The third and final call comes from a group of friends who are planning to go on a cross-country road trip. They apparently want to make a pilgrimage to Clearview. She is a bit taken aback by the gesture, at least initially. Then the subject of conversation changes to journeys she has made. There is a tiny strip of land to the east of Dakar, Senegal, called Gorée Island, that she visited long ago. It once served as the last stop for thousands of captive Africans before they were sent off in the slave trade.

“When you think of what people went through, and how they were treated, what they went through when they got here, and how they were loaded in the ships. Oh my gosh. And when people died, they’d just throw them overboard,” Powell says, ceasing her stride outright with that last word. “You asked me about why I’m here. Why? It’s all of those things. It’s all the people whose shoulders we all stand on.”

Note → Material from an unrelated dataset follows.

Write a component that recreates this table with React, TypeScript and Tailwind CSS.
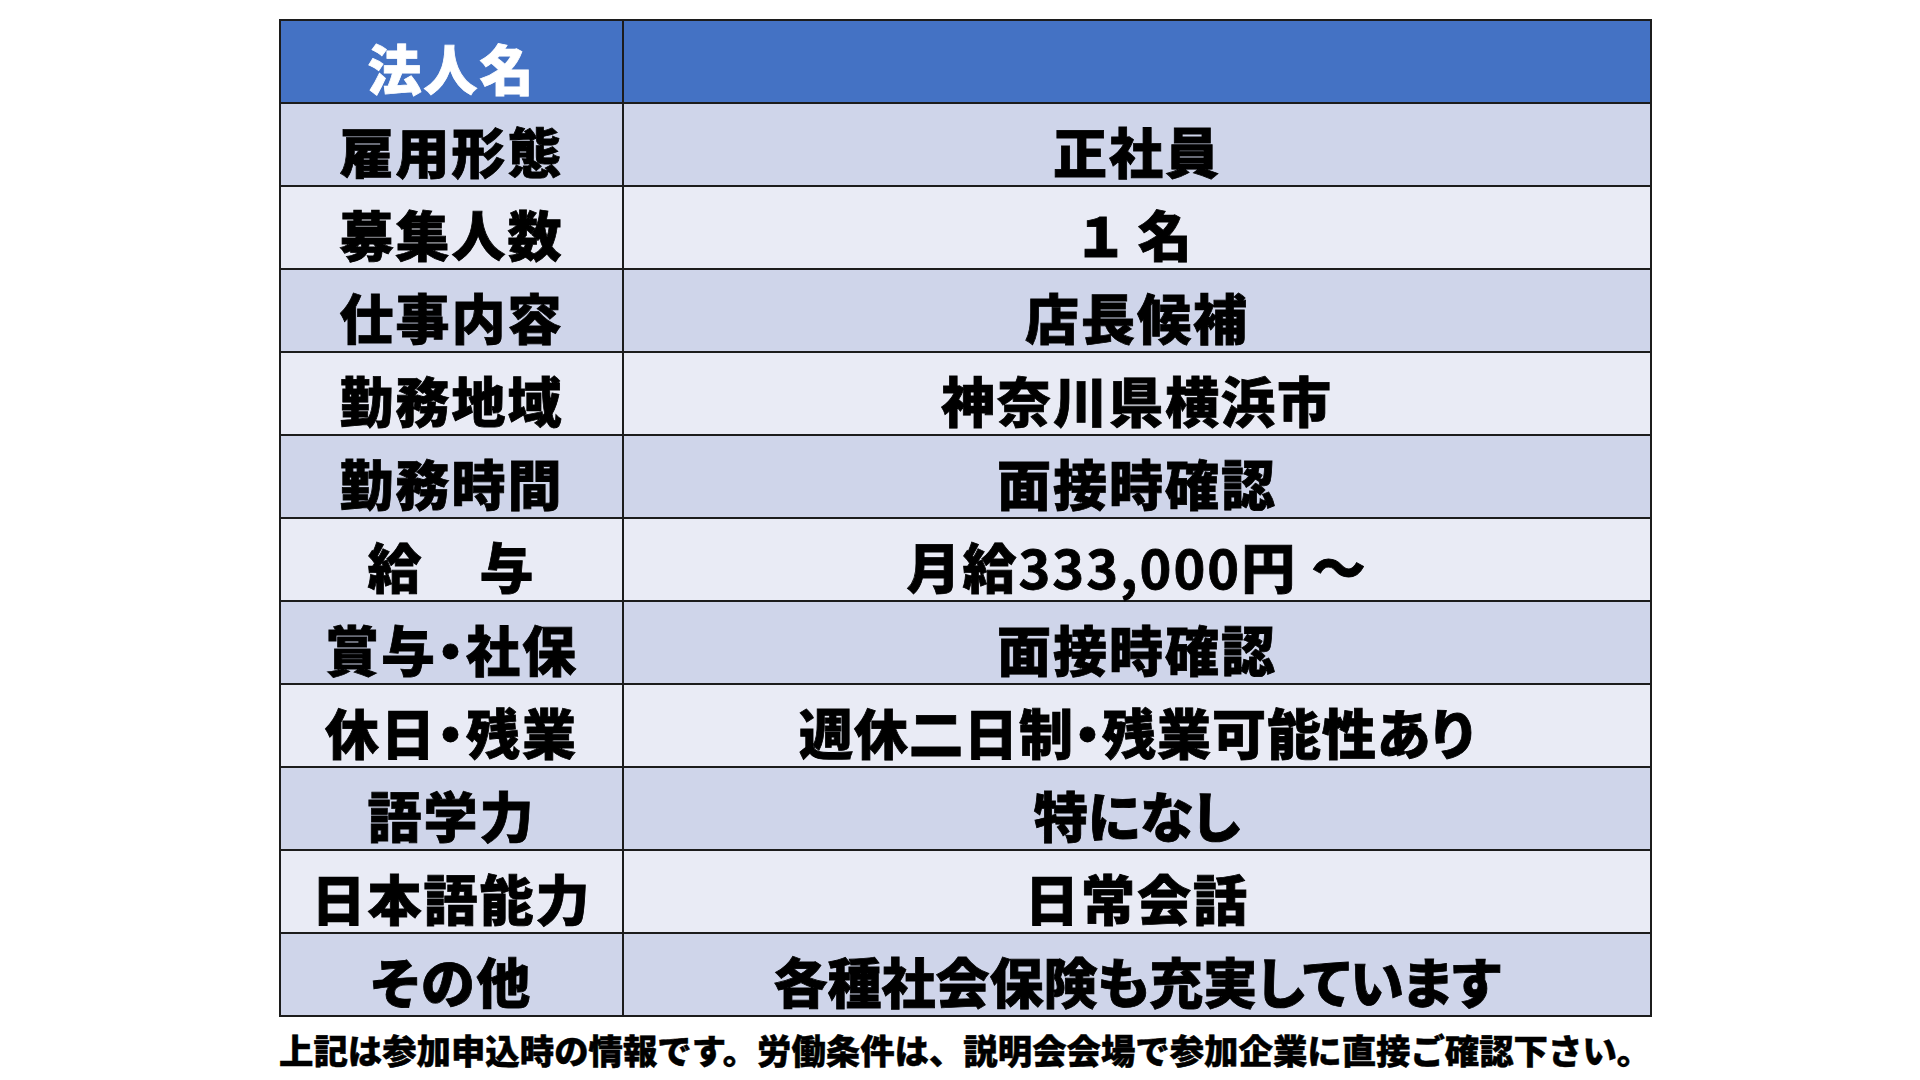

The highest point on Clearview Golf Club is the 16th green. Beneath the hole, a disparate set of hills dip and wane, a stretch of earthy dough filled with lumps of air. On the side closest to the Powells’ farmhouse residence, an antenna strapped to the top of a thin, rusted tower sways in the wind. This is the same view that Bill Powell fell in love with back in 1946. Renee says despite the toil that went into making Clearview—the hurt, the love, the time—what gives the course its magic is the land itself, the slope of the knolls. It was always so beautiful. Just needed a little fixing.

“He looked down here, he could see the rolling plains,” Powell says, overlooking the space that her family calls home. “It’s not real steep, not mountains, but you can see a lot and you can see a long ways.”

Correction: An earlier version of this story incorrectly stated that the USGA once implemented an explicit ban on Black golfers. While many USGA tournaments barred Black golfers from competing between the 1920s and 1950s, the association itself never adopted a formal policy.